Overseas trading partners and U.S. businessmen frequently compare the White House decision against granting trade relief to Houdaille--part of a depressed industry critical both to national security and economic strength--with the ruling made just two weeks earlier to slap heavy duties on imports of Japanese motorcycles to save the ailing Harley-Davidson Co.
There is growing sentiment among many lawyers, congressmen of both parties and others involved in trade that the administration is willing to go all-out to help a small company, essentially meaningless in the larger economic context, while allowing the key machine tool industry to fall prey to subsidized foreign competition.
The Houdaille case also illuminates the sharp differences within the administration between ideological free-traders and a more pragmatic group that espouses free-trade principles but believes that since few, if any, other nations practice it, the best the United States can hope for is "freer trade" or "fair trade."
It was this split that kept the Houdaille case on the White House burner for 11 months, with, according to participants, hundreds of meetings at the sub-Cabinet level and dozens of sessions involving Cabinet members. These included at least a half dozen meetings of the Trade Policy Committee headed by U.S. Trade Representative William E. Brock and more than three meetings of the Cabinet Council on Commerce and Trade headed by Baldrige.
"At most of those meetings it was Brock and Baldrige against the world," one high administration official said.
They were strongest on the side of Houdaille against the "white hats" of the Office of Management and Budget, the Council of Economic Advisers and Deputy Treasury Secretary R.T. (Tim) McNamar. The State Department generally favored Japan, arguing the larger foreign policy issues, while the Defense Department and National Security Council leaned toward Houdaille because of the need for machine tools in defense production.
Houdaille had filed its complaint on May 3, 1982. Then the administration infighting began. According to numerous officials present at Cabinet and sub-Cabinet level meetings, the heated sessions were marked with "vituperous" language and shouting.
It was clear in early February that the administration's trade decision-making apparatus was stymied by the Houdaille petition.
On Feb. 3, presidential counselor Edwin Meese III asked a few participants of previous discussions to meet in his office. Among those invited were Brock, Baldrige, then-presidential assistant Harper, White House chief of staff James A. Baker III and Allen Wallis, under secretary of state for economic affairs.
Conspicuous by his absence was McNamar, who represented Treasury Secretary Donald T. Regan on Houdaille matters and who had become the most outspoken opponent of giving the U.S. machine tool company any trade relief.
That ad hoc committee, according to administration sources, quickly concluded that some corrective action was needed to protect the U.S. machine tool industry, but it reached no decision on what the relief should be.
Brock, on his way to Tokyo on other trade issues, was told by Meese to inform officials of Japan's Ministry of International Trade and Industry (MITI) that a consensus had been reached at the highest White House level that Japan had committed unfair trade practices in the machine tool industry.
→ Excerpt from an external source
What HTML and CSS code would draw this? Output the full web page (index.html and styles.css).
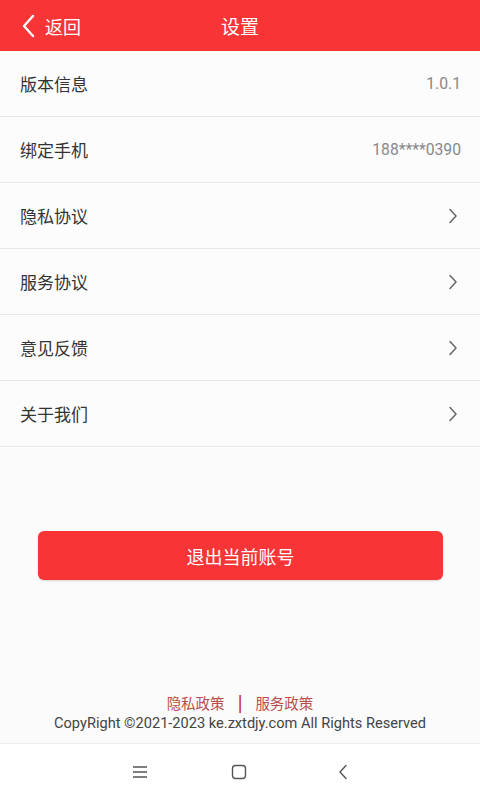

The only decision left for the Reagan administration, Brock told the MITI officials, was determining what sanctions to apply to the Japanese.
Meese, contacted through a spokesman Saturday, said he could add nothing on the Houdaille case and declined further comment.
The Japanese reportedly were shocked by the decision, for it struck at the heart of the government's policy of helping domestic industries. While Japan maintained that its policy is a legitimate function for any government, critics have charged that the Japanese use it to target specific industries for government help in an effort to allow them to prosper and conquer overseas markets.
McNamar learned of the Brock mission in mid-February, when the trade representative reported on it to his Cabinet colleagues. The treasury official, according to administration sources, complained that he had not been allowed to present an opposing view during the Meese meeting. He was joined in his complaint by representatives of the OMB and the CEA, and their combined force managed to derail the earlier decision.
It was back to the drawing board in the Houdaille case, as far as the White House was concerned, and the Japanese soon learned that Brock's declaration of early February had been overtaken by events in Washington.
Realizing that the Cabinet-level battle lines were firmly drawn, Baldrige suggested that a sub-Cabinet group try once again to reach some consensus that could be given to Reagan for a decision. The unhappy job of heading that group was handed to a White House aide named Wendell Wilkie Gunn who began by stripping the trade complaint down to its essence.
Within two weeks, he was able to gain the unanimous concurrence from previously warring factions to a set of "agreed facts": a three-page document that supported much of the Houdaille legal complaint.
At a five-hour meeting, these sub-Cabinet officials representing all sides even were able to agree that the facts justified the president taking action against Japan under international trade laws, administration officials present at that meeting said.
Those decisions were sent to the Cabinet-level meeting on April 15, where during the first 15 minutes of a 2 1/2-hour debate all sides agreed to the statement of facts. But the sharp ideological splits remained and finally the administration's top policy advisers felt they had no choice but to send the dispute to Reagan for decision. The meeting was set for the following Friday, April 22.
The issue was considered so sensitive that participants in the meeting were told to hold as extremely confidential the decision to place the Houdaille question before Reagan. Only one copy was made of an option paper for the president. It was hand-carried by Eric I. Garfinkel, a White House aide charged with following trade issues, to Cabinet members involved for their approval. Even Cabinet members were not allowed to keep copies.
When Brock returned to his office after the meeting, there was an unexpected visitor awaiting him: Otsuka, the Japanese Embassy trade official.
Otsuka, one of his country's most affable diplomats and extremely well-informed on trade issues, learned of the Cabinet decision by staking himself out in the anteroom of Brock's office, across 17th Street from the White House-Executive Office Building complex.
An administration official deeply involved in the Houdaille deliberations and private trade sources quoted Otsuka--who has been reassigned to Tokyo--as saying that Brock was the source of the leak, inadvertently blurting out what the Cabinet had done. Brock said he recalls Otsuka waiting outside his office after a White House meeting but said he isn't sure it was after the key April 15 session.
"Otsuka knew before most government officials concerned with Houdaille found out what happened," said one sub-Cabinet administration aide. There are even reports that some Japan specialists on Brock's staff heard about the Cabinet meeting through telephone calls from Otsuka.
Since it was close to 10 a.m. Saturday in Tokyo, Otsuka was able to catch key MITI and Foreign Ministry officials, who regularly work part of the weekend. That gave the Japanese until mid-week to unleash their heaviest lobbying guns, the messages from Nakasone to Reagan.
Shortly before the Friday, April 22, meeting in which Reagan was to hear all the arguments, Brock was told that the president already had made up his mind, based on the Nakasone messages.
Coincidentally, Baldrige, who is considered closer to the president than Brock, received no advance word of the decision. He told aides later that he could not understand why Brock was so subdued and failed to join him in pressing the lost-cause argument in favor of Houdaille.